The problem: contracting clients will often ask you to quote fixed bids for contracts.

Potential issues:

  • The client doesn't really know in advance what they want.
  • After you agree to the terms they want to amend/change the specification of work that needs to be performed.
  • Client doesn't agree with you that you satisfied the contract, doesn't pay in full or at all.
  • The client knows what they want but you don't fully understand what it involved so your internal estimate of how long it will take is highly inaccurate and the fixed bid you provided reflects that. If it's much higher, your bid won't be competitive. If it's lower you just committed to a contract that will effectively pay you much less than you expected. You won't be happy due to the low pay and the client may not be happy because it takes longer than the implementation timeline you provided.
  • Trying to prevent these issues by doing more preliminary research increases your overhead before you even get the job. Reaching a workable understanding with a client that doesn't fully understand what they want or what it involves can require a significant amount of unpayed work, which on close inspection may not be so different from providing your pre-client what is essentially free consulting.

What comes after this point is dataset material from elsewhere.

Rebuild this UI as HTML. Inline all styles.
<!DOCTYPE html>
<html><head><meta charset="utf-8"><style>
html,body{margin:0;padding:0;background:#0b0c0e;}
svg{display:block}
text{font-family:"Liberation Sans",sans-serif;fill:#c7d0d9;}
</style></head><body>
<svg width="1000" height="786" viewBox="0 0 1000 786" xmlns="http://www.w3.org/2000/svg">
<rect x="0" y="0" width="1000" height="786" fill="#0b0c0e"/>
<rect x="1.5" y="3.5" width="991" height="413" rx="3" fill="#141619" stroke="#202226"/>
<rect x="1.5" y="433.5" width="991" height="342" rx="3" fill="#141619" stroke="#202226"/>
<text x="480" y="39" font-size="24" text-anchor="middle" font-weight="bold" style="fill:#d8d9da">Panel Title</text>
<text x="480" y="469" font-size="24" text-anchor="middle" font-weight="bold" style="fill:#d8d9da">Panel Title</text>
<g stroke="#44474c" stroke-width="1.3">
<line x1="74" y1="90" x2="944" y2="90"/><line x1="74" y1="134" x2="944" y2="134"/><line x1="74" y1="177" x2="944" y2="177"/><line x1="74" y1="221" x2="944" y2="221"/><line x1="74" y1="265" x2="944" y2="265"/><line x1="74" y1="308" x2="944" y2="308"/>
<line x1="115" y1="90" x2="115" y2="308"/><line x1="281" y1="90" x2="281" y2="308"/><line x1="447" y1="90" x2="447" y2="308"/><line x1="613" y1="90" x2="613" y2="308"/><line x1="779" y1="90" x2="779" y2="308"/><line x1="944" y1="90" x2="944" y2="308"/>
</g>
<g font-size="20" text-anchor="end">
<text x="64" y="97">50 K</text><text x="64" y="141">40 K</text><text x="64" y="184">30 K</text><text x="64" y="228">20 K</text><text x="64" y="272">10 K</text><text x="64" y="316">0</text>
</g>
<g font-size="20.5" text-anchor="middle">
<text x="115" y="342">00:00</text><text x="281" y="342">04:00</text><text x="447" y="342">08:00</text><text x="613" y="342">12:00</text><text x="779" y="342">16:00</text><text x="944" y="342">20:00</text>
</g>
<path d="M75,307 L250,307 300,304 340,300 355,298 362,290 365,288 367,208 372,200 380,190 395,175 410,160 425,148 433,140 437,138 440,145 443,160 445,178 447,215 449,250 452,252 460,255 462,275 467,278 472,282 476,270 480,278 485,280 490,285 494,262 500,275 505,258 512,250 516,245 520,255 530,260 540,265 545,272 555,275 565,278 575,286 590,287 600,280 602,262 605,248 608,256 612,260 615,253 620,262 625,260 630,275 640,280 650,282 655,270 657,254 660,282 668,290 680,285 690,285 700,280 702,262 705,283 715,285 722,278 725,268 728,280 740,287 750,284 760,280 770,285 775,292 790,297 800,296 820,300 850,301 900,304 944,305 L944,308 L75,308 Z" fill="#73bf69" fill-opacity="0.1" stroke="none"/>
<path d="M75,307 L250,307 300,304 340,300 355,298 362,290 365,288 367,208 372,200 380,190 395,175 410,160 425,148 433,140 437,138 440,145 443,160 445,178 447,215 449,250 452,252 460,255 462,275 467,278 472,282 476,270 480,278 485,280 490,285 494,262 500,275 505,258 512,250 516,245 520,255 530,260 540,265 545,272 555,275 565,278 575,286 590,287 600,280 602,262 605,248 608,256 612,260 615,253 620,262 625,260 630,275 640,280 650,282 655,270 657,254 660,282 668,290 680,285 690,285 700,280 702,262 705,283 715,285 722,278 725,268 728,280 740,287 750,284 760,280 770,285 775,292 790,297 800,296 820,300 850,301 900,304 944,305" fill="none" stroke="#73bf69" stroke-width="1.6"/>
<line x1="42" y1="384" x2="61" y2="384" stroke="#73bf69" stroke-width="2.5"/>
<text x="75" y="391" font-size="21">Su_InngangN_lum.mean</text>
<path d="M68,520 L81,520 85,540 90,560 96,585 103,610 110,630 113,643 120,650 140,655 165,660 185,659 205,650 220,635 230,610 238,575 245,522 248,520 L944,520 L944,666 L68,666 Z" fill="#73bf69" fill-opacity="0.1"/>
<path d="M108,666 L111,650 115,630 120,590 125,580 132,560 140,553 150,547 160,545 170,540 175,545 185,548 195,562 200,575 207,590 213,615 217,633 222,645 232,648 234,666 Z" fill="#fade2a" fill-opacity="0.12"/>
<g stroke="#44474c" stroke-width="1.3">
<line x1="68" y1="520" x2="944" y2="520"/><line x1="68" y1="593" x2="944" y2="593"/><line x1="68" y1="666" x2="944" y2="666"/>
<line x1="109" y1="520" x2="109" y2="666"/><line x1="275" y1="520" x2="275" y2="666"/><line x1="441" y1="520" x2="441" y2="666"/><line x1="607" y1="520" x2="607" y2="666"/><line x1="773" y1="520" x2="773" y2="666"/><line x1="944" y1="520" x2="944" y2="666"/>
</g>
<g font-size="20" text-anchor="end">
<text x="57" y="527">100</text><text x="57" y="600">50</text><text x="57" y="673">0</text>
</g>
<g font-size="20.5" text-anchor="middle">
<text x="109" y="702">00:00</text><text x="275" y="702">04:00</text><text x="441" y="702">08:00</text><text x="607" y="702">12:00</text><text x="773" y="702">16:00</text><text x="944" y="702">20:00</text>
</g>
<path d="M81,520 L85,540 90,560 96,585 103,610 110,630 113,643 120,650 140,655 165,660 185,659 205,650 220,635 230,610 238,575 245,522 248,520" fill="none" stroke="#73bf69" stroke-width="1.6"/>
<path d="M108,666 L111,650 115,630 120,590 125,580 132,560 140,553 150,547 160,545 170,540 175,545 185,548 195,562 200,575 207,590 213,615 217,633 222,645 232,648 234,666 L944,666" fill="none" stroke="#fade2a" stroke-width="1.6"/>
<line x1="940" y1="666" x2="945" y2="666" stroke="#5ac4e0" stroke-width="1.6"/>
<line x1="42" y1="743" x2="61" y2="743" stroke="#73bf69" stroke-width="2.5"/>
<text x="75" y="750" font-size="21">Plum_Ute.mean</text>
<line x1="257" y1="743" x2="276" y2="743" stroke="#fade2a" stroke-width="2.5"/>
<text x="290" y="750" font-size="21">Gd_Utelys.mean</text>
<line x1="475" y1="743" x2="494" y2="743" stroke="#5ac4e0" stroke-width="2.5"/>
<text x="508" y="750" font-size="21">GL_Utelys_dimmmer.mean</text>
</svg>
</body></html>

The ideal solution is very simple: you trust the client, the client trusts you, and you get payed your hourly rate for the work performed.

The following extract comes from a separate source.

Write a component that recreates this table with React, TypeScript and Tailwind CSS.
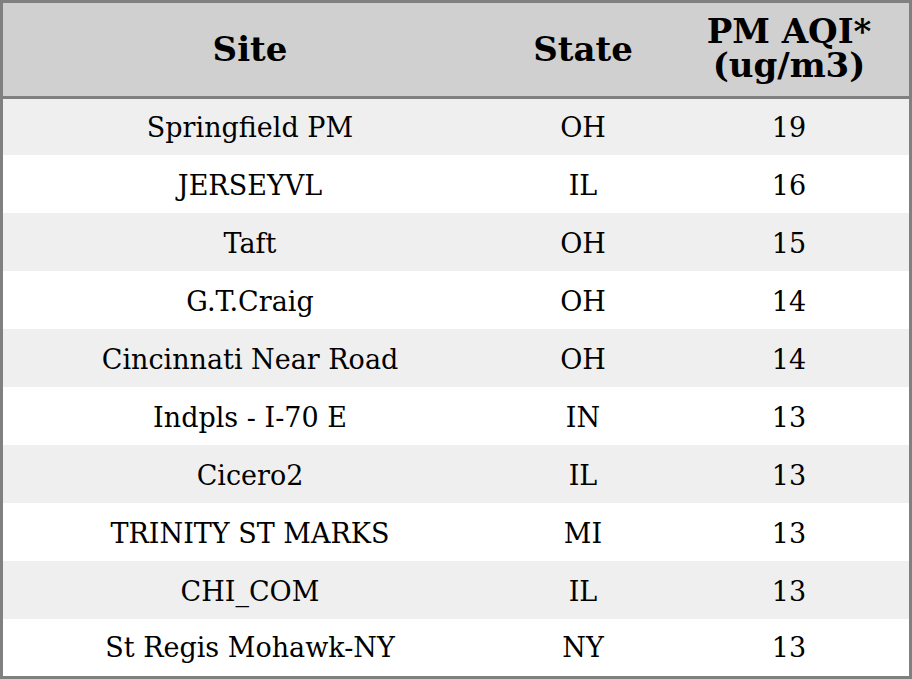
import React from 'react';

const rows = [
  ['Springfield PM', 'OH', '19'],
  ['JERSEYVL', 'IL', '16'],
  ['Taft', 'OH', '15'],
  ['G.T.Craig', 'OH', '14'],
  ['Cincinnati Near Road', 'OH', '14'],
  ['Indpls - I-70 E', 'IN', '13'],
  ['Cicero2', 'IL', '13'],
  ['TRINITY ST MARKS', 'MI', '13'],
  ['CHI_COM', 'IL', '13'],
  ['St Regis Mohawk-NY', 'NY', '13'],
];

const App = () => {
  return (
    <div className="w-[912px] h-[679px] border-[3px] border-[#808080] bg-white flex flex-col text-black font-['DejaVu_Serif',serif]">
      {/* header */}
      <div className="h-[96px] shrink-0 bg-[#d0d0d0] border-b-[3px] border-[#808080] flex items-center font-bold text-[34px] leading-[35px]">
        <div className="w-[494px] text-center">Site</div>
        <div className="w-[172px] text-center">State</div>
        <div className="flex-1 text-center leading-[34px] mb-[3px]">
          PM AQI*
          <br />
          (ug/m3)
        </div>
      </div>
      <div className="flex-1 flex flex-col text-[27px]">
        {rows.map(([site, state, pm], i) => (
          <div
            key={site}
            className={`flex items-center ${i === 0 ? 'h-[56px] pt-[3px]' : i === rows.length - 1 ? 'flex-1 pt-[2px]' : 'h-[58px] pt-[4px]'} ${i % 2 === 0 ? 'bg-[#efefef]' : 'bg-white'}`}
          >
            <div className="w-[494px] text-center">{site}</div>
            <div className="w-[172px] text-center">{state}</div>
            <div className="flex-1 text-center">{pm}</div>
          </div>
        ))}
      </div>
    </div>
  );
};

export default App;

Unfortunately most contractors don't live in an ideal world, at least not before they establish a portfolio of good relationships with good clients.

So much for the problem. Here are the tips:

  • Add a mark-up (e.g., 20%) to the hourly fee. You want to leave room for negotiating. Often the person who you are negotiating with will have to report to his superior how much he managed to negotiate down your fees, and it's in your interests to help him look good.

    Also, the first price you quote subconsciously anchors the perception of quality. This is backed up by research and it seems to happen even to experienced negotiators that are aware of the anchoring effect. So a developer initially quoting $120/hour and then negotiated down to $100 is perceived as a better value for the money than a developer that initially quotes $100 and refuses to be negotiated down.

    It turns out how good people feel about the price they pay has more to do with the subjective perception of how much they save than with objective value they received. See groupon.

  • Hybrid hourly/fixed bid: you do your best to estimate how many hours the project will take. You'll get better at this with experience. Add a reasonable buffer (e.g., 20%) to account for the unexpected. If you finish early, you only charge for the hours worked, the client saves money and is delighted. If the project overruns by more than 15% of the budget you estimated, your rate drops to a third of the "regular" rate. This way you continue to get payed so you're not working free for projects that "go bloody" but the client knows you have a strong incentive not to run up your hours.

  • Advance payment, in installments: 25% of the estimate as an up front retainer, 25% for milestone A, 25% for milestone B, 25% for milestone C.

    This is sort of like breaking down the project into 4 smaller sub-projects, except it's a bit more efficient as you only have to understand the requirements and negotiate once.